— Start of Supplied information —
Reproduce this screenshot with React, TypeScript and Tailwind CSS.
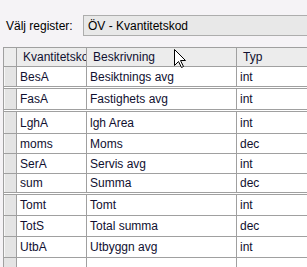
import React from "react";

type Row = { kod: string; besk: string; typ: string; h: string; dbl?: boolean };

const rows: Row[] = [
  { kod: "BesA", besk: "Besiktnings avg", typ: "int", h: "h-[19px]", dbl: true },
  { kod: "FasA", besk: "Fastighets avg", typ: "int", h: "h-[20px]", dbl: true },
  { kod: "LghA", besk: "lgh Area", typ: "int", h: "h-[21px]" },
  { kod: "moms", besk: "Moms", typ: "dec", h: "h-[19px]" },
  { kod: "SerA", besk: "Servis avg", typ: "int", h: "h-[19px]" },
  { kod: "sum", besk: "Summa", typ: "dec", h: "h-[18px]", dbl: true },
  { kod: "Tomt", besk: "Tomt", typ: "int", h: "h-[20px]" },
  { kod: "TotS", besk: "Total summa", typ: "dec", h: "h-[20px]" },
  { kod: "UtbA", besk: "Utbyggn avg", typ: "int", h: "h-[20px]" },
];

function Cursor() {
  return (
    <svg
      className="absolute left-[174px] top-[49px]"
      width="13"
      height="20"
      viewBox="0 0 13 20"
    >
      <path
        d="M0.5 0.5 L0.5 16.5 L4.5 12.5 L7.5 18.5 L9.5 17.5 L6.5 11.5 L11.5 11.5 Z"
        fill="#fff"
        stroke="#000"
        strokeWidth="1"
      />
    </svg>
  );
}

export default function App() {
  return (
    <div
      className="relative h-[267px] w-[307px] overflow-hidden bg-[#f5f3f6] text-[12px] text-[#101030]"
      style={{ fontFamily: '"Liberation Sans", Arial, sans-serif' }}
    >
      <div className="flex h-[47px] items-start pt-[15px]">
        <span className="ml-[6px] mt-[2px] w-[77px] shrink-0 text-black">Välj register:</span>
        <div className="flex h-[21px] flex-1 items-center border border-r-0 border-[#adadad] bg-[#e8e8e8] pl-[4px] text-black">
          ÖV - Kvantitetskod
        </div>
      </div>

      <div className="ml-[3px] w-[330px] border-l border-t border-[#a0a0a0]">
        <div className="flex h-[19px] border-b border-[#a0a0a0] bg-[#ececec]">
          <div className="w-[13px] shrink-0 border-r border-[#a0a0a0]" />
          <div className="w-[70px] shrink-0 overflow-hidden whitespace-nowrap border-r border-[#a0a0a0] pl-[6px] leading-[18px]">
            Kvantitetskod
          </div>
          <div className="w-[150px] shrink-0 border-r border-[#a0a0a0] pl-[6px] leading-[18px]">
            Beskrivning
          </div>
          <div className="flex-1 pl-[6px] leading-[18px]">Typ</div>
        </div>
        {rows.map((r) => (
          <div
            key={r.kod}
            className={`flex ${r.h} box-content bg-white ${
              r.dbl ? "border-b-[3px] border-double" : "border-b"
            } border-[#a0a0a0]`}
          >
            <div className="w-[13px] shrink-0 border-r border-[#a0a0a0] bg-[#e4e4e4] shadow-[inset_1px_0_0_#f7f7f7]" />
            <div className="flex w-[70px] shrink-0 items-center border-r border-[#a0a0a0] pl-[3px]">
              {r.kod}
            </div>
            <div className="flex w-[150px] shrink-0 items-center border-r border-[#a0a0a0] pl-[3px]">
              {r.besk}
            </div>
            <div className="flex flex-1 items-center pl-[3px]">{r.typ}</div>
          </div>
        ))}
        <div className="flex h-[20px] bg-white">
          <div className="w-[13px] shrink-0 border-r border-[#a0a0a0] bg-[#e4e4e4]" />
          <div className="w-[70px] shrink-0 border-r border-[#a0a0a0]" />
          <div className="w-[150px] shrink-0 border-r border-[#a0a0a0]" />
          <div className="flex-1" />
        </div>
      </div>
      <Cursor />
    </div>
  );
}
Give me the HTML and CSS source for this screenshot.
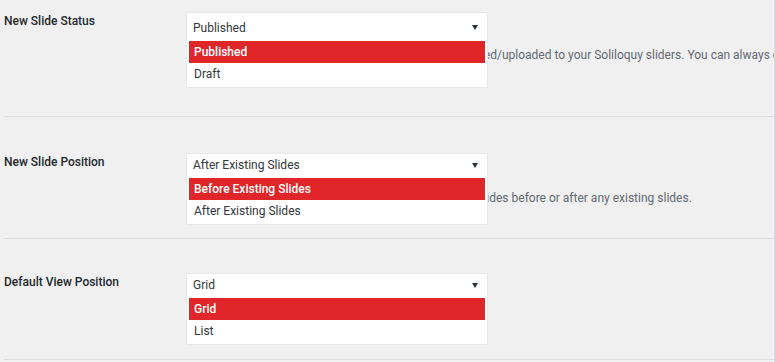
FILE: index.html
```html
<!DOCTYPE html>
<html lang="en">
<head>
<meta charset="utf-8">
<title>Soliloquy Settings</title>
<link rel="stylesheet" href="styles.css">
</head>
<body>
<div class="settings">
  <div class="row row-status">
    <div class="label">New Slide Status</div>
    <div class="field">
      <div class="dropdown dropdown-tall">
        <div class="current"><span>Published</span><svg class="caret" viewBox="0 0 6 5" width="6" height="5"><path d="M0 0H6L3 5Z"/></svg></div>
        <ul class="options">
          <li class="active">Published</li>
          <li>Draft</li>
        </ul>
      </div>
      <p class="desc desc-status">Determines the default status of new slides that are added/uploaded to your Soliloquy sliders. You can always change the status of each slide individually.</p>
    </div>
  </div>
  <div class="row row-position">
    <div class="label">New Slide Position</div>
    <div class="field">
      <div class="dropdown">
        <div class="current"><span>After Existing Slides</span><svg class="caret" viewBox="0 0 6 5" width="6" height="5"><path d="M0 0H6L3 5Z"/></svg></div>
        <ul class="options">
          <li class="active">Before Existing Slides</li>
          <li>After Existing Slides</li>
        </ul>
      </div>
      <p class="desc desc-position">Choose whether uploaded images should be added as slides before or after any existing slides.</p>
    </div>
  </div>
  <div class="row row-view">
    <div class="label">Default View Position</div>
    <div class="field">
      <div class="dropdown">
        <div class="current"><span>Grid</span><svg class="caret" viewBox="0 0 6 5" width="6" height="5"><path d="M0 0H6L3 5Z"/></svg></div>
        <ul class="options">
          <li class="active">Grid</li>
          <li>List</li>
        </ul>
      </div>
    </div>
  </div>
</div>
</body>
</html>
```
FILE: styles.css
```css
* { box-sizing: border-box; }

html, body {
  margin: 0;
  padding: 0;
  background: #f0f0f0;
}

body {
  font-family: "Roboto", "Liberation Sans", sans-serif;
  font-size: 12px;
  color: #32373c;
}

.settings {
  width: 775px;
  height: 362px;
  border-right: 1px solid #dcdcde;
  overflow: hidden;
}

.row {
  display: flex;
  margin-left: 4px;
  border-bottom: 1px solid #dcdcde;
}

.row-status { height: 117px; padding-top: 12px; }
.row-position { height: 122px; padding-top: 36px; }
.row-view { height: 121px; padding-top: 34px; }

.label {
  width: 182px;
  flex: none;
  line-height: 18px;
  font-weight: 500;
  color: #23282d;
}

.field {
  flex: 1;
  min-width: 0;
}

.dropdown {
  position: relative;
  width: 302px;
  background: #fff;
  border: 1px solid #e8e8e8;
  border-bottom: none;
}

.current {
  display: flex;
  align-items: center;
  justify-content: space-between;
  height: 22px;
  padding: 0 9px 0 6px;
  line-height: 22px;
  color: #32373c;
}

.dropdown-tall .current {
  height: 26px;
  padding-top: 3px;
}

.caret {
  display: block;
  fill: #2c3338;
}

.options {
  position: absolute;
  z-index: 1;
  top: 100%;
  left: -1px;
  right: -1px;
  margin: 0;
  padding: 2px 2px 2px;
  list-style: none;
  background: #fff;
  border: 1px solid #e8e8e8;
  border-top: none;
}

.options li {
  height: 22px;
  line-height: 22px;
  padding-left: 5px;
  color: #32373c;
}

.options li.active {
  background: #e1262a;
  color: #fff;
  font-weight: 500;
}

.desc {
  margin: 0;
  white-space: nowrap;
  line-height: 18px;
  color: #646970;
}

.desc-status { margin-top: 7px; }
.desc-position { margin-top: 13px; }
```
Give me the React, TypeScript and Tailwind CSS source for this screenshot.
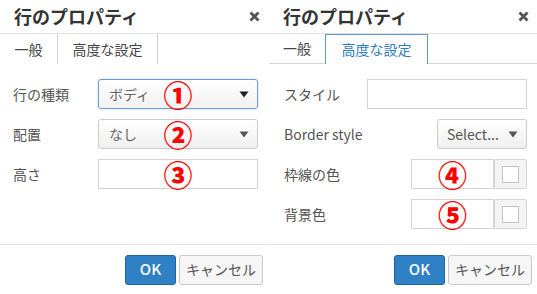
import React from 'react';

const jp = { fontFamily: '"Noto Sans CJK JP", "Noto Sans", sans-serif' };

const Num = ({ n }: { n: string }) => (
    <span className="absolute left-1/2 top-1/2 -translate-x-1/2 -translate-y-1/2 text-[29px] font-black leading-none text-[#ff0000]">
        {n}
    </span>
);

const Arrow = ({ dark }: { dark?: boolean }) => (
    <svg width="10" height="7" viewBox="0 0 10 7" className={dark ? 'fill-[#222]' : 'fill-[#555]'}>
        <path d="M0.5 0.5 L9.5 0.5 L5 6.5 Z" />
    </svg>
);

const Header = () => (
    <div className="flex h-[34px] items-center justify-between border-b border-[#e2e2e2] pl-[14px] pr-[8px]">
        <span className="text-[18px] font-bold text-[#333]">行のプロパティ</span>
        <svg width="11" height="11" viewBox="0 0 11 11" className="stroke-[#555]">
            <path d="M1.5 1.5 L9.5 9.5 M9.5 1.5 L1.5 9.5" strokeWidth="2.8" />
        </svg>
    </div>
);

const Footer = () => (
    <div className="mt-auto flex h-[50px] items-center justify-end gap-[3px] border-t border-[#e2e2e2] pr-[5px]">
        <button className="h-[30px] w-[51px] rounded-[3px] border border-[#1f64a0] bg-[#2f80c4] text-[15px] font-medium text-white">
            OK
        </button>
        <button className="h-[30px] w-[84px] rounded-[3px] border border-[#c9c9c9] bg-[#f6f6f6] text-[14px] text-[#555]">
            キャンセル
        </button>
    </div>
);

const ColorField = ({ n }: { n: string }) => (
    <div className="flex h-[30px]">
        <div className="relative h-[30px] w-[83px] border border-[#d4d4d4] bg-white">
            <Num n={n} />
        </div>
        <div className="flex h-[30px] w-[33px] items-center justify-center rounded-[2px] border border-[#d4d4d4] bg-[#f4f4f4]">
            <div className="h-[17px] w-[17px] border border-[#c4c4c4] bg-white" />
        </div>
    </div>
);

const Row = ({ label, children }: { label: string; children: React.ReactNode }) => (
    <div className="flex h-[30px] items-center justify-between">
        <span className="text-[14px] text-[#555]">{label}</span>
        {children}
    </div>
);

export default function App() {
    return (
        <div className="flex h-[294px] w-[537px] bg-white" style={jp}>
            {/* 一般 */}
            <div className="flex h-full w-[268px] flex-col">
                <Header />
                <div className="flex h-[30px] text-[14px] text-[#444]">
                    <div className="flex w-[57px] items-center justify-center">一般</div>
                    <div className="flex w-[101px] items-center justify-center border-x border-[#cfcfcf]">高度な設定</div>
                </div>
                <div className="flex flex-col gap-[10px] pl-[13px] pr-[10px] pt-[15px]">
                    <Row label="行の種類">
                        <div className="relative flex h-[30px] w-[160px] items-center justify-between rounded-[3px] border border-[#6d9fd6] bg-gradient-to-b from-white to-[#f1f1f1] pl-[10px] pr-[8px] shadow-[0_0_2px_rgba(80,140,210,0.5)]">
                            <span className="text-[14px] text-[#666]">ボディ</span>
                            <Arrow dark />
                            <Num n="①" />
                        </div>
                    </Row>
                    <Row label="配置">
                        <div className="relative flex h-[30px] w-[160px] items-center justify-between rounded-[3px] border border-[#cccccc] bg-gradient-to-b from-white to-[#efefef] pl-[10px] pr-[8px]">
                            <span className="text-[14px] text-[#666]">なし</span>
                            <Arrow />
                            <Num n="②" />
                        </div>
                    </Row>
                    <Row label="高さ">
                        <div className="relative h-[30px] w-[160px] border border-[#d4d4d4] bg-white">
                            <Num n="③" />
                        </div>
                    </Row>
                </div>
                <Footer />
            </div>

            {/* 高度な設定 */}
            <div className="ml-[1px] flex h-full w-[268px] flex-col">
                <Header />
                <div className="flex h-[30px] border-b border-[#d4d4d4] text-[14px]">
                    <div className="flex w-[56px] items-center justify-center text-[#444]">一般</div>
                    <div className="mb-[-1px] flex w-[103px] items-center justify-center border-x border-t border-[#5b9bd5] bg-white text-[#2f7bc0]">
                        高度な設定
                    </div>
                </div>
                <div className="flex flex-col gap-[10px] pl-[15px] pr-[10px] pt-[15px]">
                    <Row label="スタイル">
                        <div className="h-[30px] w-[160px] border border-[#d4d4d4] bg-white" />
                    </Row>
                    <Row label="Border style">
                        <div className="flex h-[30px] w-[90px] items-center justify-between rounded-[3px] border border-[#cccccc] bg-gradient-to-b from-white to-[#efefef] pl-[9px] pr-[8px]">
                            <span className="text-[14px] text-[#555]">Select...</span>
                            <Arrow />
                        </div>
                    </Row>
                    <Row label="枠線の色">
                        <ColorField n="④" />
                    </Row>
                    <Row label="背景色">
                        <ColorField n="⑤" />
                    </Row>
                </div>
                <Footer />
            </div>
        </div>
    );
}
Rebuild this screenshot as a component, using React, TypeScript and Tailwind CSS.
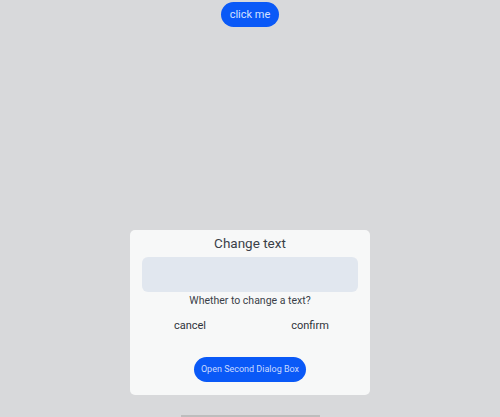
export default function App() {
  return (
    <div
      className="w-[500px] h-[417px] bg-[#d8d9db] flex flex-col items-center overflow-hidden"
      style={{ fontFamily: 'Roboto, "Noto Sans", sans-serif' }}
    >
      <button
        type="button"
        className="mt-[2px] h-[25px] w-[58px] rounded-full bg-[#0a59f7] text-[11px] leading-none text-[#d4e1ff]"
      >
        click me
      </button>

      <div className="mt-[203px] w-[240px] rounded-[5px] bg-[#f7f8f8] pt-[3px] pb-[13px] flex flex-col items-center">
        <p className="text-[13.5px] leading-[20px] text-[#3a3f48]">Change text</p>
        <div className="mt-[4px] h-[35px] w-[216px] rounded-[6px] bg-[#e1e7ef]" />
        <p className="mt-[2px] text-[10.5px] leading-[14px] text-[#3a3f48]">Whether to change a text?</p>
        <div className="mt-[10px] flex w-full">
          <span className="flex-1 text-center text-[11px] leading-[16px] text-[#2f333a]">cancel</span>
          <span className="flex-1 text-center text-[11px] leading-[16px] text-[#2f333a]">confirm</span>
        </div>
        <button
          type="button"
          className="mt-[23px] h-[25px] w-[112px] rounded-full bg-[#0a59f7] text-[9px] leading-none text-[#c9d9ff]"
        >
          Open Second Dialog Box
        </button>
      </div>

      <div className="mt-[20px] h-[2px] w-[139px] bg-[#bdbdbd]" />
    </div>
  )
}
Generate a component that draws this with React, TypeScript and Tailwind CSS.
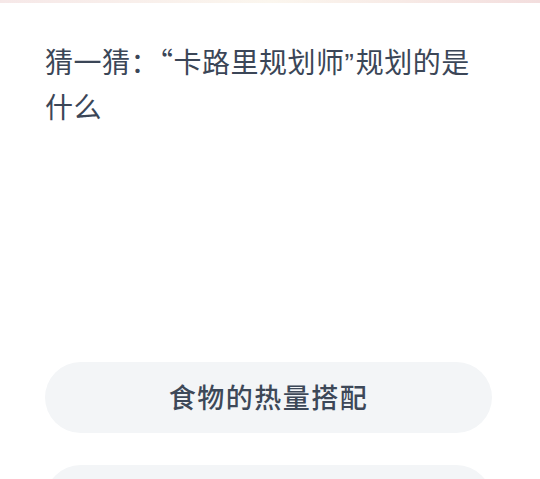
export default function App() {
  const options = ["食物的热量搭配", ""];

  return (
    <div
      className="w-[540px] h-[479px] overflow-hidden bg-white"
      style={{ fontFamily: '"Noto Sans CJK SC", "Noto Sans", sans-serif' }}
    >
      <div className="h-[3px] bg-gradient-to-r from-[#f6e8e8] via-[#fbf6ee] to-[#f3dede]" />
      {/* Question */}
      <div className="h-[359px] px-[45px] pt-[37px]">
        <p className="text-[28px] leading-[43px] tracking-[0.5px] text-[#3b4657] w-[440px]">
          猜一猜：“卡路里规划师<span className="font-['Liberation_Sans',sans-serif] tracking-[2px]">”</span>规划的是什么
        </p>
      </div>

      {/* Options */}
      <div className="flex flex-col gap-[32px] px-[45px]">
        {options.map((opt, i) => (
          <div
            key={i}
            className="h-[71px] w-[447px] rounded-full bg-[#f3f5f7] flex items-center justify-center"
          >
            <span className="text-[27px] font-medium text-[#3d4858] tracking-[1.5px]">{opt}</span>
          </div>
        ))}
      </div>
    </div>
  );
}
— End of Supplied information —
_Work to be completed_
Reproduce exactly the run of lines that opens the listing and closes with the line holding "string; besk: string;". Pictures are excluded.

_Right answer_
Reproduce this screenshot with React, TypeScript and Tailwind CSS.
import React from "react";

type Row = { kod: string; besk: string; typ: string; h: string; dbl?: boolean };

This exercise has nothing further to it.